Quello di Fatima è invece un Egitto pro-Morsi. Lei ha votato per il candidato della Fratellanza nel 2012 e ne ha sostenute le politiche. Lavorando nel settore turistico sperava che quest’estate ci sarebbe stato un nuovo flusso di arrivi dall’estero, ma la nuova crisi nazionale ha riportato i numeri del settore in una drammatica situazione di immobilità.

Fatima, che pure è andata a Tahrir nel 2011, oggi ha paura a scendere in piazza, anche se avrebbe voluto farlo per sostenere “il suo presidente”.

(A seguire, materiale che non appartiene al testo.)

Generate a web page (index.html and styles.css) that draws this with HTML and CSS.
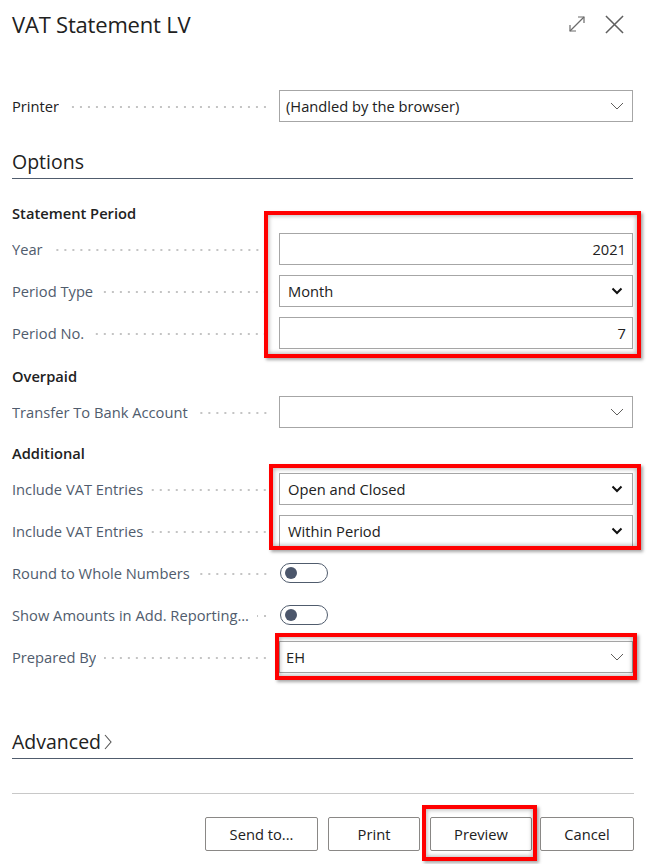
FILE: index.html
```html
<!DOCTYPE html>
<html lang="en">
<head>
<meta charset="utf-8">
<title>VAT Statement LV</title>
<link rel="stylesheet" href="styles.css">
</head>
<body>
<div class="dialog">
  <header class="header">
    <h1 class="title">VAT Statement LV</h1>
    <div class="header-icons">
      <svg class="icon-expand" width="18" height="18" viewBox="0 0 18 18" fill="none" stroke="#6b6b6b" stroke-width="1.2">
        <path d="M2 16 L16 2"/>
        <path d="M10 2 H16 V8"/>
        <path d="M2 10 V16 H8"/>
      </svg>
      <svg class="icon-close" width="19" height="19" viewBox="0 0 20 20" fill="none" stroke="#5f5f5f" stroke-width="1.6">
        <path d="M1 1 L19 19 M19 1 L1 19"/>
      </svg>
    </div>
  </header>

  <div class="row printer-row">
    <div class="label"><span class="label-text">Printer</span><span class="leader"></span></div>
    <div class="field select-thin"><span class="value">(Handled by the browser)</span><svg class="chev-thin" width="14" height="8" viewBox="0 0 14 8" fill="none" stroke="#605e5c" stroke-width="1"><path d="M1 1 L7 7 L13 1"/></svg></div>
  </div>

  <h2 class="section-heading options">Options</h2>

  <div class="group group-period">
    <div class="subhead">Statement Period</div>
    <div class="row">
      <div class="label"><span class="label-text">Year</span><span class="leader"></span></div>
      <div class="field num"><span class="value">2021</span></div>
    </div>
    <div class="row">
      <div class="label"><span class="label-text">Period Type</span><span class="leader"></span></div>
      <div class="field"><span class="value">Month</span><svg class="chev-bold" width="12" height="8" viewBox="0 0 12 8" fill="none" stroke="#111" stroke-width="2"><path d="M1.5 1.5 L6 6 L10.5 1.5"/></svg></div>
    </div>
    <div class="row">
      <div class="label"><span class="label-text">Period No.</span><span class="leader"></span></div>
      <div class="field num"><span class="value">7</span></div>
    </div>
    <div class="highlight hl-period"></div>
  </div>

  <div class="group group-overpaid">
    <div class="subhead">Overpaid</div>
    <div class="row">
      <div class="label"><span class="label-text">Transfer To Bank Account</span><span class="leader"></span></div>
      <div class="field"><span class="value"></span><svg class="chev-thin" width="14" height="8" viewBox="0 0 14 8" fill="none" stroke="#605e5c" stroke-width="1"><path d="M1 1 L7 7 L13 1"/></svg></div>
    </div>
  </div>

  <div class="group group-additional">
    <div class="subhead">Additional</div>
    <div class="row">
      <div class="label"><span class="label-text">Include VAT Entries</span><span class="leader"></span></div>
      <div class="field"><span class="value">Open and Closed</span><svg class="chev-bold" width="12" height="8" viewBox="0 0 12 8" fill="none" stroke="#111" stroke-width="2"><path d="M1.5 1.5 L6 6 L10.5 1.5"/></svg></div>
    </div>
    <div class="row">
      <div class="label"><span class="label-text">Include VAT Entries</span><span class="leader"></span></div>
      <div class="field"><span class="value">Within Period</span><svg class="chev-bold" width="12" height="8" viewBox="0 0 12 8" fill="none" stroke="#111" stroke-width="2"><path d="M1.5 1.5 L6 6 L10.5 1.5"/></svg></div>
    </div>
    <div class="row">
      <div class="label"><span class="label-text">Round to Whole Numbers</span><span class="leader"></span></div>
      <div class="toggle-cell"><span class="toggle"><span class="knob"></span></span></div>
    </div>
    <div class="row">
      <div class="label"><span class="label-text">Show Amounts in Add. Reporting...</span><span class="leader"></span></div>
      <div class="toggle-cell"><span class="toggle"><span class="knob"></span></span></div>
    </div>
    <div class="row">
      <div class="label"><span class="label-text">Prepared By</span><span class="leader"></span></div>
      <div class="field prepared"><span class="value">EH</span><svg class="chev-thin" width="14" height="8" viewBox="0 0 14 8" fill="none" stroke="#605e5c" stroke-width="1"><path d="M1 1 L7 7 L13 1"/></svg></div>
    </div>
    <div class="highlight hl-include"></div>
    <div class="highlight hl-prepared"></div>
  </div>

  <h2 class="section-heading advanced">Advanced<svg class="chev-right" width="10" height="18" viewBox="0 0 10 18" fill="none" stroke="#555" stroke-width="1.1"><path d="M2 2 L8 9 L2 16"/></svg></h2>

  <div class="footer">
    <button class="btn btn-send">Send to...</button>
    <button class="btn btn-print">Print</button>
    <button class="btn btn-preview">Preview<span class="highlight hl-preview"></span></button>
    <button class="btn btn-cancel">Cancel</button>
  </div>
</div>
</body>
</html>
```

FILE: styles.css
```css
* { box-sizing: border-box; }

html, body {
  margin: 0;
  padding: 0;
  background: #ffffff;
}

body {
  font-family: "Open Sans", "Noto Sans", "Liberation Sans", sans-serif;
  color: #212121;
  font-size: 14.7px;
}

.dialog {
  width: 651px;
  min-height: 864px;
  padding: 0 18px 0 12px;
}

.header {
  height: 48px;
  display: flex;
  align-items: center;
  justify-content: space-between;
}

.title {
  margin: 0;
  font-size: 22px;
  font-weight: 400;
  color: #212121;
  letter-spacing: -0.2px;
}

.header-icons {
  display: flex;
  align-items: center;
  gap: 19px;
  margin-right: 9px;
}

.row {
  display: grid;
  grid-template-columns: 267px 354px;
  height: 32px;
  align-items: center;
}

.printer-row {
  margin-top: 42px;
}

.label {
  display: flex;
  align-items: center;
  min-width: 0;
  padding-right: 10px;
  color: #505c6d;
  font-size: 14.7px;
}

.label-text {
  white-space: nowrap;
  overflow: hidden;
  text-overflow: ellipsis;
  flex: 0 1 auto;
}

.printer-row .label { color: #212121; }

.leader {
  flex: 1 1 auto;
  min-width: 8px;
  height: 4px;
  margin-left: 8px;
  margin-top: 2px;
  background-image: radial-gradient(circle, #c4c4c4 0.9px, transparent 1.2px);
  background-size: 8px 4px;
  background-repeat: repeat-x;
  background-position: right center;
}

.field {
  height: 32px;
  border: 1px solid #a6a6a6;
  display: flex;
  align-items: center;
  justify-content: space-between;
  padding: 0 8px 0 8px;
  color: #212121;
  background: #fff;
  font-size: 14.7px;
}

.select-thin, .prepared { padding-left: 6px; }

.field.num { justify-content: flex-end; padding-right: 6px; }

.chev-thin { margin-right: 0; }
.chev-bold { margin-right: 1px; }

.section-heading {
  margin: 0;
  font-size: 19.5px;
  font-weight: 400;
  line-height: 24px;
  padding-bottom: 4px;
  border-bottom: 1px solid #505c6d;
  color: #212121;
}

.options { margin-top: 28px; }

.advanced {
  margin-top: 57px;
  display: flex;
  align-items: center;
  gap: 2px;
}

.group {
  position: relative;
  display: flex;
  flex-direction: column;
  gap: 10px;
}

.group-period { margin-top: 24px; }
.group-overpaid { margin-top: 17px; }
.group-additional { margin-top: 15px; }

.subhead {
  height: 20px;
  line-height: 20px;
  font-weight: 600;
  font-size: 14.7px;
  color: #212121;
}

.toggle-cell {
  display: flex;
  align-items: center;
  padding-left: 1px;
}

.toggle {
  width: 48px;
  height: 20px;
  border: 1px solid #505c6d;
  border-radius: 10px;
  display: flex;
  align-items: center;
  padding-left: 4px;
}

.knob {
  width: 12px;
  height: 12px;
  border-radius: 50%;
  background: #4b566b;
}

.highlight {
  position: absolute;
  border: 4px solid #ff0000;
  box-shadow: inset 0 0 4px 1px rgba(0,0,0,0.28), 2px 2px 3px rgba(0,0,0,0.35);
  pointer-events: none;
}

.hl-period { left: 252px; top: 8px; width: 377px; height: 147px; }
.hl-include { left: 257px; top: 21px; width: 372px; height: 86px; }
.hl-prepared { left: 263px; top: 190px; width: 362px; height: 47px; }

.footer {
  margin-top: 34px;
  border-top: 1px solid #c8c8c8;
  padding-top: 23px;
  display: flex;
  justify-content: flex-end;
  gap: 10px;
  margin-right: -1px;
}

.btn {
  position: relative;
  height: 34px;
  border: 1px solid #8a8886;
  border-radius: 2px;
  background: #fff;
  font-family: inherit;
  font-size: 14.7px;
  color: #212121;
  padding: 0;
}

.btn-send { width: 113px; }
.btn-print { width: 92px; }
.btn-preview { width: 102px; margin-right: -2px; }
.btn-cancel { width: 94px; }

.hl-preview { left: -9px; top: -13px; right: -6px; bottom: -11px; }
```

Infine c’è Ahmed, l’unico dei tre che guarda a quanto sta accadendo con parziale distacco, dall’alto del suo balcone. Ha studiato per diverso tempo all’estero, lavora nell’ambiente universitario e sta provando ad analizzare la situazione a mente lucida, senza farsi trasportare da quell’inevitabile emotività.

E’ l’unico che apre la nostra conversazione discutendo della nuova dichiarazione costituzionale: “E’ un processo top-down, nel quale nessuno viene coinvolto. Siamo molto arrabbiati e delusi”.

In effetti ieri la politica egiziana ha registrato una lunghissima serie di critiche a una ‘road map’ che sembra aver scontentato tutti. I tempi per le elezioni sono lunghi (12 mesi), i poteri del presidente ad interim sproporzionati e il ruolo dei militari fin troppo evidente così come la strizzata d’occhio ai salafiti che vedono riconosciuta nell’articolo uno la preminenza del sunnismo come dottrina di Stato.

Tuttavia, ad accomunare queste tre storie, è la paura del futuro. Dalle loro parole traspare infatti un senso di insicurezza, sempre più profondo e radicato, e in parte diverso dallo spirito del 2011. Muhammad, Fatima e Ahmed sono l’immagine di un paese che – seppure diviso – necessita di essere totalmente coinvolto nell’attuale transizione, senza che nessuna delle tre posizioni prevalga sull’altra.

*Tutti i nomi di persona qui riportati sono frutto di fantasia al fine di proteggere l’identità dei soggetti intervistati.